Abu Dhabi Fund for Development (ADFD), the leading national entity for development aid, has announced that $25 million in concessional loans has been earmarked for two solar PV projects being recommended by the International Renewable Energy Agency (Irena), the global platform for international co-operation on renewable energy.
These solar PV projects will come up in the island nation of Mauritius in the Indian Ocean and the Rwanda in Africa, said a statement from the Emirati fund.
Announced at the eighth session of the Irena Assembly, both projects – beneficiaries of the fifth funding cycle – are being financed through the Irena/ADFD Project Facility.
Established in 2013, this seven-cycle facility offers $350 million in concessional loans from ADFD to help developing countries access low-cost capital for renewable energy projects.
The projects have the potential to significantly transform the lives of over 2.5 million people and alleviate poverty by bringing affordable energy to low-income communities.
“For developing countries, renewable energy is a triple win: it provides a cost-effective means of providing electricity to families, fuels economic growth, and supports energy independence and security,” remarked Adnan Z. Amin, the director-general at Irena.
“However, many developing countries have trouble accessing financing for renewable energy investment. We are delighted that our continued partnership with ADFD will provide a stable, low-cost source of financing to help Mauritius and Rwanda achieve a sustainable energy future," he added.
In Mauritius, the ADFD loan of $10 million will help the Central Electricity Board install solar PV systems on rooftops of 10,000 households as part of the government’s efforts to alleviate poverty whilst contributing to the national target of achieving 35 per cent of renewable electricity in the energy mix by 2025.

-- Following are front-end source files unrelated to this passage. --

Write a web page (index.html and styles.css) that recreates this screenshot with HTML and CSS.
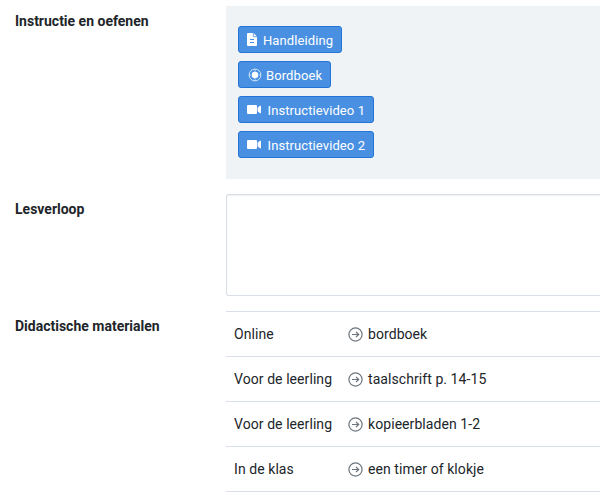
FILE: index.html
```html
<!DOCTYPE html>
<html lang="nl">
<head>
  <meta charset="UTF-8">
  <title>Lesvoorbereiding</title>
  <meta name="viewport" content="width=device-width, initial-scale=1.0">
  <link rel="stylesheet" href="styles.css">
</head>
<body>
<div class="lesson">
  <!-- Instructie -->
  <div class="row">
    <div class="label">Instructie en oefenen</div>
    <div class="panel">
      <a class="btn" href="#handleiding">
        <svg class="icon-file" viewBox="0 0 10 13" width="10" height="13"><path fill="#fff" d="M1 0h5.500L10 3.500V12a1 1 0 0 1-1 1H1a1 1 0 0 1-1-1V1a1 1 0 0 1 1-1z"/><path fill="none" stroke="#4a90e2" stroke-width=".8" d="M6.300 0v3.700H10"/><path fill="#4a90e2" d="M3 6h4v1H3zM3 9h4v1H3z"/></svg>
        <span>Handleiding</span>
      </a>
      <a class="btn" href="#bordboek">
        <svg class="icon-board" viewBox="0 0 14 14" width="14" height="14"><circle cx="7" cy="7" r="5.900" fill="none" stroke="#fff" stroke-width=".9" stroke-opacity=".8"/><circle cx="7" cy="7" r="3.300" fill="#fff"/><path d="M7 1v3M7 10v3M1 7h2M11 7h2" stroke="#fff" stroke-opacity=".5"/></svg>
        <span>Bordboek</span>
      </a>
      <a class="btn" href="#video1">
        <svg class="icon-video" viewBox="0 0 14 9" width="14" height="9"><path fill="#fff" d="M1 0h8a1 1 0 0 1 1 1v7a1 1 0 0 1-1 1H1a1 1 0 0 1-1-1V1a1 1 0 0 1 1-1zM10.600 2.800L13 .8q1-.5 1 .5v6.400q0 1-1 .5l-2.400-2z"/></svg>
        <span>Instructievideo 1</span>
      </a>
      <a class="btn" href="#video2">
        <svg class="icon-video" viewBox="0 0 14 9" width="14" height="9"><path fill="#fff" d="M1 0h8a1 1 0 0 1 1 1v7a1 1 0 0 1-1 1H1a1 1 0 0 1-1-1V1a1 1 0 0 1 1-1zM10.600 2.800L13 .8q1-.5 1 .5v6.400q0 1-1 .5l-2.400-2z"/></svg>
        <span>Instructievideo 2</span>
      </a>
    </div>
  </div>

  <!-- Lesverloop -->
  <div class="row">
    <div class="label">Lesverloop</div>
    <div class="editor"></div>
  </div>

  <!-- Materialen -->
  <div class="row">
    <div class="label">Didactische materialen</div>
    <div class="materials">
      <div class="material">
        <span class="kind">Online</span>
        <svg class="icon-arrow" viewBox="0 0 15 15" width="15" height="15"><circle cx="7.500" cy="7.500" r="6.600"/><path d="M4 7.500h6.500M8 5l2.700 2.500L8 10"/></svg>
        <span>bordboek</span>
      </div>
      <div class="material">
        <span class="kind">Voor de leerling</span>
        <svg class="icon-arrow" viewBox="0 0 15 15" width="15" height="15"><circle cx="7.500" cy="7.500" r="6.600"/><path d="M4 7.500h6.500M8 5l2.700 2.500L8 10"/></svg>
        <span>taalschrift p. 14-15</span>
      </div>
      <div class="material">
        <span class="kind">Voor de leerling</span>
        <svg class="icon-arrow" viewBox="0 0 15 15" width="15" height="15"><circle cx="7.500" cy="7.500" r="6.600"/><path d="M4 7.500h6.500M8 5l2.700 2.500L8 10"/></svg>
        <span>kopieerbladen 1-2</span>
      </div>
      <div class="material">
        <span class="kind">In de klas</span>
        <svg class="icon-arrow" viewBox="0 0 15 15" width="15" height="15"><circle cx="7.500" cy="7.500" r="6.600"/><path d="M4 7.500h6.500M8 5l2.700 2.500L8 10"/></svg>
        <span>een timer of klokje</span>
      </div>
    </div>
  </div>
</div>
</body>
</html>
```
FILE: styles.css
```css
* {
  box-sizing: border-box;
}

body {
  margin: 0;
  background: #fff;
  color: #212529;
  font-family: Roboto, sans-serif;
  font-size: 14px;
  line-height: 20px;
  overflow: hidden;
}

.lesson {
  display: flex;
  flex-direction: column;
  gap: 15px;
  padding: 6px 0 0 15px;
}

.row {
  display: grid;
  grid-template-columns: 211px 1fr;
}

.label {
  padding-top: 5px;
  font-weight: bold;
}

/* Buttons */
.panel {
  display: flex;
  flex-direction: column;
  align-items: flex-start;
  gap: 8px;
  height: 173px;
  padding: 20px 12px;
  background: #f0f3f6;
}

.btn {
  display: flex;
  align-items: center;
  height: 27px;
  padding: 2px 8px 0;
  border: 1px solid #2275d7;
  border-radius: 3px;
  background: #4a90e2;
  color: #fff;
  font-size: 13px;
  letter-spacing: 0.1px;
  text-decoration: none;
  white-space: nowrap;
}

.icon-file {
  margin: -2px 6px 0 0;
}

.icon-board {
  margin: -2px 4px 0 1px;
}

.icon-video {
  margin: -2px 6.500px 0 0;
}

/* Text field */
.editor {
  height: 102px;
  border: 1px solid #d8dfe8;
  border-right: none;
  border-radius: 3px 0 0 3px;
  box-shadow: inset 0 1px 1px rgba(0, 0, 0, 0.06);
}

/* Materials list */
.materials {
  border-top: 1px solid #d8dfe8;
}

.material {
  display: flex;
  align-items: center;
  height: 45px;
  padding-left: 8px;
  border-bottom: 1px solid #d8dfe8;
  letter-spacing: 0.07px;
}

.kind {
  width: 114px;
}

.icon-arrow {
  margin-right: 5px;
  fill: none;
  stroke: #6c757d;
  stroke-width: 1.2;
}
```
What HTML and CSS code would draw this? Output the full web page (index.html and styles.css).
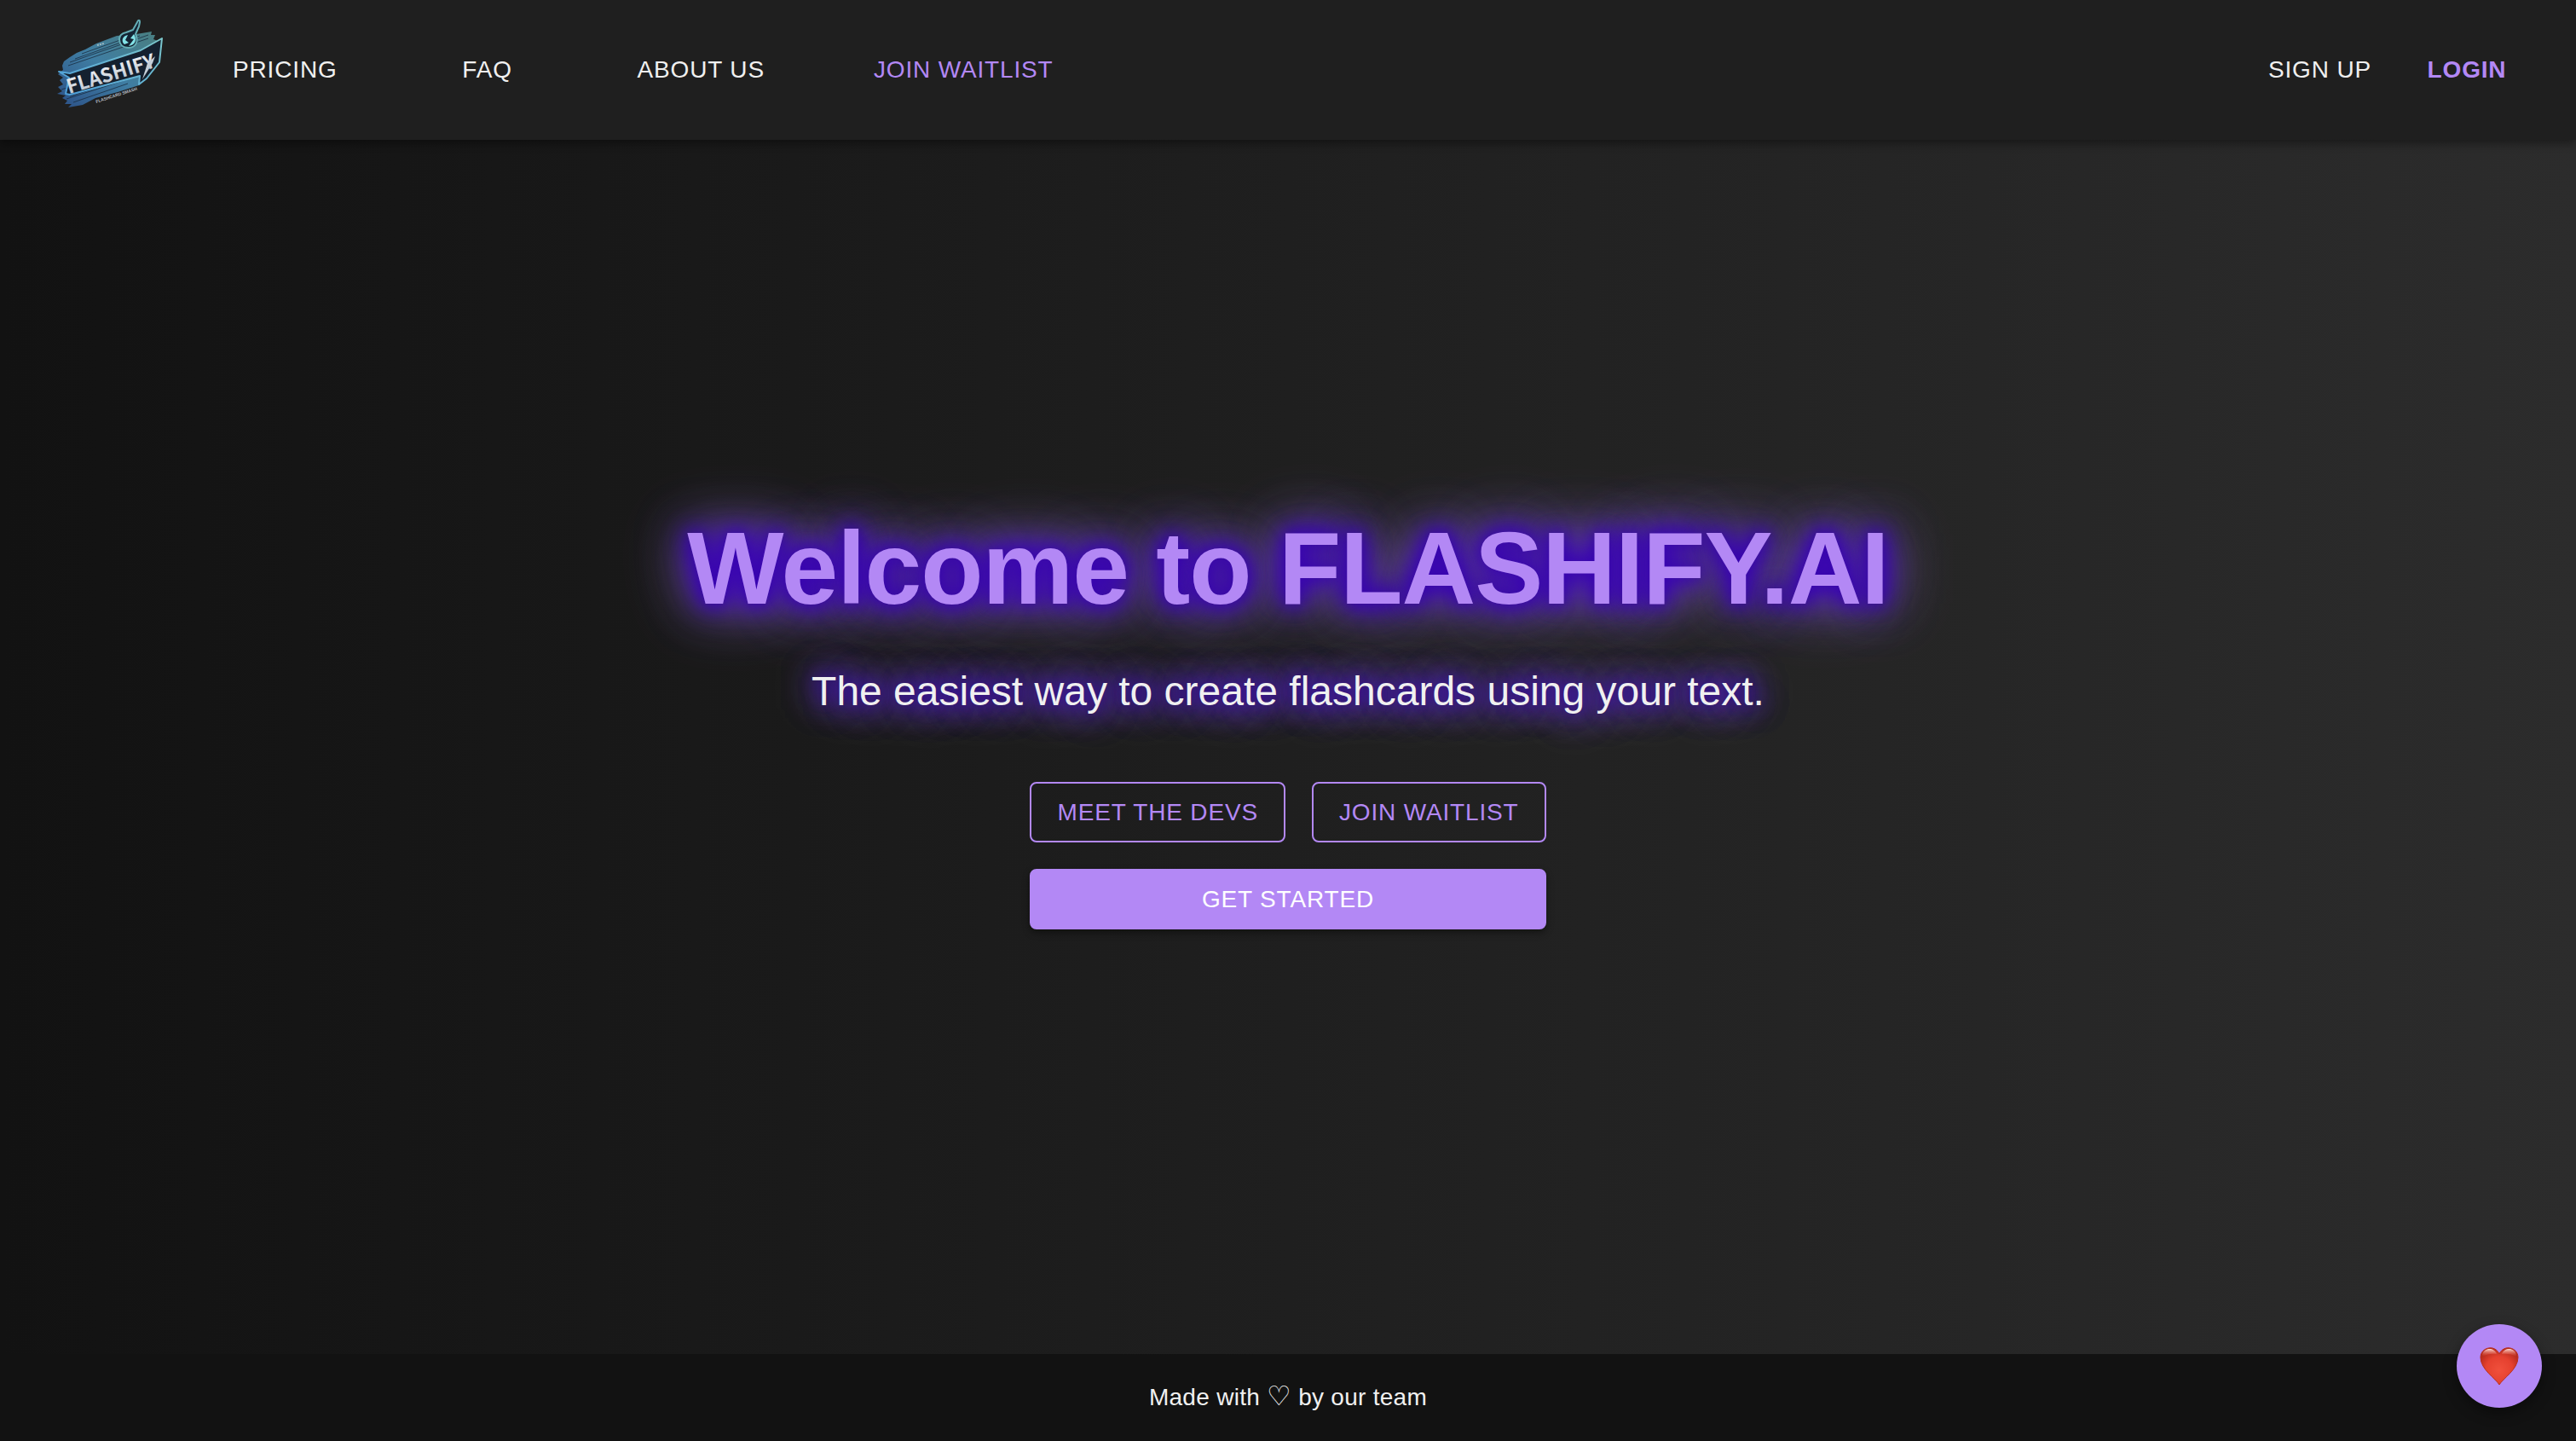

An estimated 35,000 people in low income communities will benefit from significant electricity bill savings, it stated.
In Rwanda, the $15-million loan will contribute to the installation of 500,000 off-grid solar PV home systems across the country, providing clean electricity for lighting, mobile phone and radio charging.
The project is a major part of the government’s rural electrification strategy and is one of the most affordable payment schemes in Africa, said the statement.
Mohammed Saif Al Suwaidi, the director general of ADFD, said: "Our collaboration with Irena articulates ADFD's core mandate to support sustainable economic and social progress across developing countries through financing development projects that serve vital economic sectors."
"ADFD priorities renewable energy as a catalyst for inclusive economic and social development. We are confident that the latest projects selected for funding in Mauritius and Rwanda will deliver sizeable benefits for the economies of local communities," he added.